Buruk bir bayram
Buruk bir bayram… Yaramız derin, çok derin… Ramazan bayramında bile İsrail’in Gazze’de saldırıları hız kesmiyor. Siyonistler, koyun boğazlar gibi Gazze’de Filistinli Müslümanları boğazlıyor, öldürüyor. Soykırım devam ediyor.
Aylardan Nisan, elimizden gelen nedir? Israrla boykota devam etmek... İsrail’i boykot, Siyonizm’i boykot ve Siyonistlere hizmet eden bütün unsurları boykot bir çağrıdır. Boykot, bir Müslüman için tıpkı namaz gibi, oruç gibi ya da diğer farz ibadetler gibi mana ve muhtevası yönüyle büyük bir çağrıdır. Namaz kulluğa çağrı ise boykot da direnişe çağrıdır. Müslüman oldukları için sapık bir zihniyet tarafından soykırıma maruz bırakılan bir halkı koruma çağrısıdır boykot.
Ekseriyetle zayıfın sesini duyurması, güçsüzün elindeki ekonomik gücü kullanarak kendinden güçlülere meydan okumaktır.

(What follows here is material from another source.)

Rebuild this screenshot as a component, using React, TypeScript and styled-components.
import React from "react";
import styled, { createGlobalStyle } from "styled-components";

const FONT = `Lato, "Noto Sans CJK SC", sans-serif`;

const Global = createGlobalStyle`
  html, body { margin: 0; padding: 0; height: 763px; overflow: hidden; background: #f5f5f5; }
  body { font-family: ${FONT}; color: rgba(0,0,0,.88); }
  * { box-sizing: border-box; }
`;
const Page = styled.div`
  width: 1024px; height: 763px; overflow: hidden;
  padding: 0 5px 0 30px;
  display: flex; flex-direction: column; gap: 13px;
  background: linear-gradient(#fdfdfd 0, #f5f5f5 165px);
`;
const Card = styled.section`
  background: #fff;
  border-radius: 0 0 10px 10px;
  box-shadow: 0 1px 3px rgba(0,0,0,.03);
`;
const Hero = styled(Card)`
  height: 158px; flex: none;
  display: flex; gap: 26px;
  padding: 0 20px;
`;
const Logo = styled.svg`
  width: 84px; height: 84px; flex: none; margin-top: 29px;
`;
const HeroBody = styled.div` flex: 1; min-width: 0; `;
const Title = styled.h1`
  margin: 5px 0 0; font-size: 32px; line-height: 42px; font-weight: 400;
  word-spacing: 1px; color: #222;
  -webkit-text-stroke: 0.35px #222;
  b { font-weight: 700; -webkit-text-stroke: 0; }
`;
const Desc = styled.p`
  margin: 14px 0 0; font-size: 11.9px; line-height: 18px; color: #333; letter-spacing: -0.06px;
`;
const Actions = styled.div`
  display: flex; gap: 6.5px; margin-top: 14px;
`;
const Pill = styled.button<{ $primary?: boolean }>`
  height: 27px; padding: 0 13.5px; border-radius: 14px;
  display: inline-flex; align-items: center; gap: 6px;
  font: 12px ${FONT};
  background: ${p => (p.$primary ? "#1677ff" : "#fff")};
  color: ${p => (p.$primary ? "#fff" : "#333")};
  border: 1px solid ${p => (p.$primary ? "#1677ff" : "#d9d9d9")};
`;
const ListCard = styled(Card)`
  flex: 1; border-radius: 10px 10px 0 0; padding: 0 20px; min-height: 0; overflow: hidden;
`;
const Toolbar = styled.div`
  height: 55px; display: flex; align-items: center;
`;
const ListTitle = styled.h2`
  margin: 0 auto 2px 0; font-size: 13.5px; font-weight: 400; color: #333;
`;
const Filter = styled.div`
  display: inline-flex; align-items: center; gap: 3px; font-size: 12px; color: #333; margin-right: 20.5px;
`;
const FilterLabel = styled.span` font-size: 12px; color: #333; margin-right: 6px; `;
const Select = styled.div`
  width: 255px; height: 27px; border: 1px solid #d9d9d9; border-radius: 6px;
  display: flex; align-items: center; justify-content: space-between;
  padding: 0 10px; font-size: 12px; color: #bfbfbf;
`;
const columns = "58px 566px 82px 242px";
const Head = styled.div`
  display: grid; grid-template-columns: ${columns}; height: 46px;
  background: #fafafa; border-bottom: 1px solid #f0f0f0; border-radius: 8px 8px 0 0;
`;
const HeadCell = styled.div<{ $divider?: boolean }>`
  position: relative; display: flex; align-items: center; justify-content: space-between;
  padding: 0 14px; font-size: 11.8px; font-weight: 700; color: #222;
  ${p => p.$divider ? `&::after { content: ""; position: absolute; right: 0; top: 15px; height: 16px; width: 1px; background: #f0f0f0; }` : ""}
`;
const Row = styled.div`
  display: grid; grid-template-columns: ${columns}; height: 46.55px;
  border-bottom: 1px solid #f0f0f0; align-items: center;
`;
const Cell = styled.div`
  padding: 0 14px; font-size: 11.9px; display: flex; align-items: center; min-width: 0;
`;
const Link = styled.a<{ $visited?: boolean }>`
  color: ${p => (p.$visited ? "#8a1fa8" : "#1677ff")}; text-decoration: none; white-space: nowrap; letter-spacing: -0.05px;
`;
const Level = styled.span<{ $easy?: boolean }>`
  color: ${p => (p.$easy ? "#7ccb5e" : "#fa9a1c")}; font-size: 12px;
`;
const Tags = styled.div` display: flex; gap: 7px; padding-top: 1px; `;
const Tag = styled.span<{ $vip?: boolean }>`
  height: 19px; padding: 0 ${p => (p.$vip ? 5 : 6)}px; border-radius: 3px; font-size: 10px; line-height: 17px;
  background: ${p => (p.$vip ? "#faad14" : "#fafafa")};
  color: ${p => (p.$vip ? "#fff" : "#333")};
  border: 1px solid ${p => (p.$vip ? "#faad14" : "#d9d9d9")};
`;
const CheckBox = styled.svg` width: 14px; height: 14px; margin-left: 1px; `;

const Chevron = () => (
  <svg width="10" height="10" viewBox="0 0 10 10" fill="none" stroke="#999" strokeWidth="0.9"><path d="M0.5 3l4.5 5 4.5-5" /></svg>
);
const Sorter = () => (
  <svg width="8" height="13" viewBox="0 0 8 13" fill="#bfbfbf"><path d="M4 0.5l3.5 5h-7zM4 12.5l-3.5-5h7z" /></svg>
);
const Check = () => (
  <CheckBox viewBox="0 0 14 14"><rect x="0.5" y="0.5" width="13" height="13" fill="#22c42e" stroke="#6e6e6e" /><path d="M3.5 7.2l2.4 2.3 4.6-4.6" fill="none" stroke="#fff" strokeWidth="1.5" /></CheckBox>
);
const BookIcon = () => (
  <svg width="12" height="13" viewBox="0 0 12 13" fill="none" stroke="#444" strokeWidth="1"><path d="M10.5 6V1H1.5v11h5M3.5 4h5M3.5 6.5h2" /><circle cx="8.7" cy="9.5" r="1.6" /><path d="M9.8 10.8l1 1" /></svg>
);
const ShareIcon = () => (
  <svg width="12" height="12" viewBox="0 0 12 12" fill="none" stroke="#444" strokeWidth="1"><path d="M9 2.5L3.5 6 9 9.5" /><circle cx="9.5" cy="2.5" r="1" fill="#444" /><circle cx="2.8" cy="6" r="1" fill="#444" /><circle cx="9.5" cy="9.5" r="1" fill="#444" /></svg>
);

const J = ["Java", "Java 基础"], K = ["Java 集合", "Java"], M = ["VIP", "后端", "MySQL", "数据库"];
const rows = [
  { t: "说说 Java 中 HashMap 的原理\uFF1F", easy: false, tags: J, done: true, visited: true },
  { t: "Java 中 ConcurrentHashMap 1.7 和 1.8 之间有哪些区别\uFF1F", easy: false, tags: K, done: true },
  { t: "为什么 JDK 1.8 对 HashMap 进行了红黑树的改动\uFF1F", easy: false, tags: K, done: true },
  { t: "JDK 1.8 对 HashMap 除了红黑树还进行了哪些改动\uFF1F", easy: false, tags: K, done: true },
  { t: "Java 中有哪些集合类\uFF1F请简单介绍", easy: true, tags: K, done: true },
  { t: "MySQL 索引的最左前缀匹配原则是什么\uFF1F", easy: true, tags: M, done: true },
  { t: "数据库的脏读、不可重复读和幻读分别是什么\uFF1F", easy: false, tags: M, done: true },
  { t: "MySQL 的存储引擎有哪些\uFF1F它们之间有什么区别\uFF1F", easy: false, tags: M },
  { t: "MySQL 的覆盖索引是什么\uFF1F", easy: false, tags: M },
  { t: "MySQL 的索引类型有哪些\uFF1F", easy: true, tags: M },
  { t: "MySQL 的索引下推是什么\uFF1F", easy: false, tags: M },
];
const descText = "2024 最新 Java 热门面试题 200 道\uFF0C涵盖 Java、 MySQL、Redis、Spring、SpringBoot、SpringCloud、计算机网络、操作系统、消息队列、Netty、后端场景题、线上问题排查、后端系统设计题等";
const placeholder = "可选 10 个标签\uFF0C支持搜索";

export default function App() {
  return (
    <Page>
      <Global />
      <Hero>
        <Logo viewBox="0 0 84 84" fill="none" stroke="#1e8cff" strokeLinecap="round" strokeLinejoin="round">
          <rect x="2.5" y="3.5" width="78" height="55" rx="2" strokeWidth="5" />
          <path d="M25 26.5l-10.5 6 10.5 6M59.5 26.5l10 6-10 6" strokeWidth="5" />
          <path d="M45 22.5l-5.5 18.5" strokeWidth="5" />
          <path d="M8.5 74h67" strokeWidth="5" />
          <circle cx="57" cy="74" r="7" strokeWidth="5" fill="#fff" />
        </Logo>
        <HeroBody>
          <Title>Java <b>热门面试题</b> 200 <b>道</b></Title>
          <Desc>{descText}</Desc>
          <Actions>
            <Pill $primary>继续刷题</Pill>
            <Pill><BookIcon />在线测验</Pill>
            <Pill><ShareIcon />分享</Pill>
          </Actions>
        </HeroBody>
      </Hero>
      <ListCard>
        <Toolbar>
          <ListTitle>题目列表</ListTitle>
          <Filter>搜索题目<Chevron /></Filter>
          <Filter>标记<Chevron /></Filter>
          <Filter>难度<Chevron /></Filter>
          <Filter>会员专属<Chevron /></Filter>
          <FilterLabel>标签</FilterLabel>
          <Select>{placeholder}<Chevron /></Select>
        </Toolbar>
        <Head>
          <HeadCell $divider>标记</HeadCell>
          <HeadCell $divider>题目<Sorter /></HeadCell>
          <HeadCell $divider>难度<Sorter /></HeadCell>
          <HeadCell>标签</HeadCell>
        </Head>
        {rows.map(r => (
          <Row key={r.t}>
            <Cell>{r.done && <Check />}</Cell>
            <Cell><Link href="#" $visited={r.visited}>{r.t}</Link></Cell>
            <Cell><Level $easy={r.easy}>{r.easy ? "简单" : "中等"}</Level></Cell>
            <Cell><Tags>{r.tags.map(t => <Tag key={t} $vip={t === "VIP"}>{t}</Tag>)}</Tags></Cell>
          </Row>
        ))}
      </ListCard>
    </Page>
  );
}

Hz. İbrahim’in Nemrud’a, Hz. Musa’nın Firavun’a başkaldırısıdır.
Şair diyor ya “Kaderin üstünde bir kader vardır.” Biz bu boykotla bu kutlu yola çok büyük bir kilometre taşı koyuyoruz. Biz, bu boykotla bir tohum atıyoruz toprağa. Belki bugün değil ama çok yakın bir zamanda tohumlar fidana, fidanlar ağaca, ağaçlar 0rmana dönecektir kutlu İslam beldesinde. Kim bilir bize ne hayırlar getirecek bu boykot. Kim bilir mazlum Gazze halkına ne hayırlar getirecek, biz bilemeyiz.
Bir hikâyesinde yazmıştı Büşra Çelik, (Musa Paradoks, Olağan Hikâye-Şubat Mart 2024)
Musa’nın şehre dönüşü nasıl olmuştu? Kuranî bilgiyi hepimiz biliyoruz. Hz. Musa, şehre girmiş ve iki kişinin kavga ettiğini görmüş. Yazarın anlattığı hikâye farklı… Farklı olduğu için aktarıyorum.
“Musa, bir gece vakti dağdan şehre indi. Ve gördü ki babasını öldürmüşler. Kurtların ceylanlara dokunmadığı dağlardan inip şehirde öldürülen babasını gördü 10 yaşında bir çocuğun babası evvela zindana atılıp ardından öldürülmüştü. Ama babası şanlı bir şekilde ölmüştü, öldürmeyen ölümlerden birini tatmıştı. Ağlamadı Musa. Eline bir taş aldı ve boşluğa savurdu. Musa'nın taşı düşmanın tankına isabet etti. Hedef almadığı halde buldu yerini taş. Çünkü ağaçların ve dahi taşların şikâyetçi olacağı günler yakındı. Bildim Musa. Bu sebeple bir taş daha aldı. Ve yeniden boşluğa attı. Bu kez attığı taş ile birlikte az evvel kızını seyrettiği zeytin ağacının altında buldu kendisini.”
Bu, Musa Filistinli Musa idi. Hakikat adına, adalet adına zulme karşı taş atmıştı. Tıpkı daha Önce Filistinli Edward Said gibi, Cahit Zarifoğlu yıllar önce bir şiirinde
“De ki sen şairsin, elindeki bu taş ne?
Dedim ki, şair aşka boyun eğer, zulme değil.”
Bu mısralar, aslen Filistinli olan Amerika vatandaşı Edward Said’in İsrail’e taş atmasını ne de güzel tasvir ediyor. Demek ki boykot Edward Said’in elindeki taştır.
Boykot; İslam dünyasında bir çağrı, bir ibadet şekli olarak görülmelidir.
Boykot; sadece İsrail mallarına, ABD mallarına ve gelirlerini İsrail’e bağışlayan markalara karşı değil Müslümanları israfa götüren, bizleri Yahudi hizmetkârı yapan tüm marka ve unsurlara karşı yapılmalıdır.
"Boykot, Beşiktaş’ın karşısında Filistin’e destek konuşması yapan Ali Sinanoğlu’nun yanında durmaktır."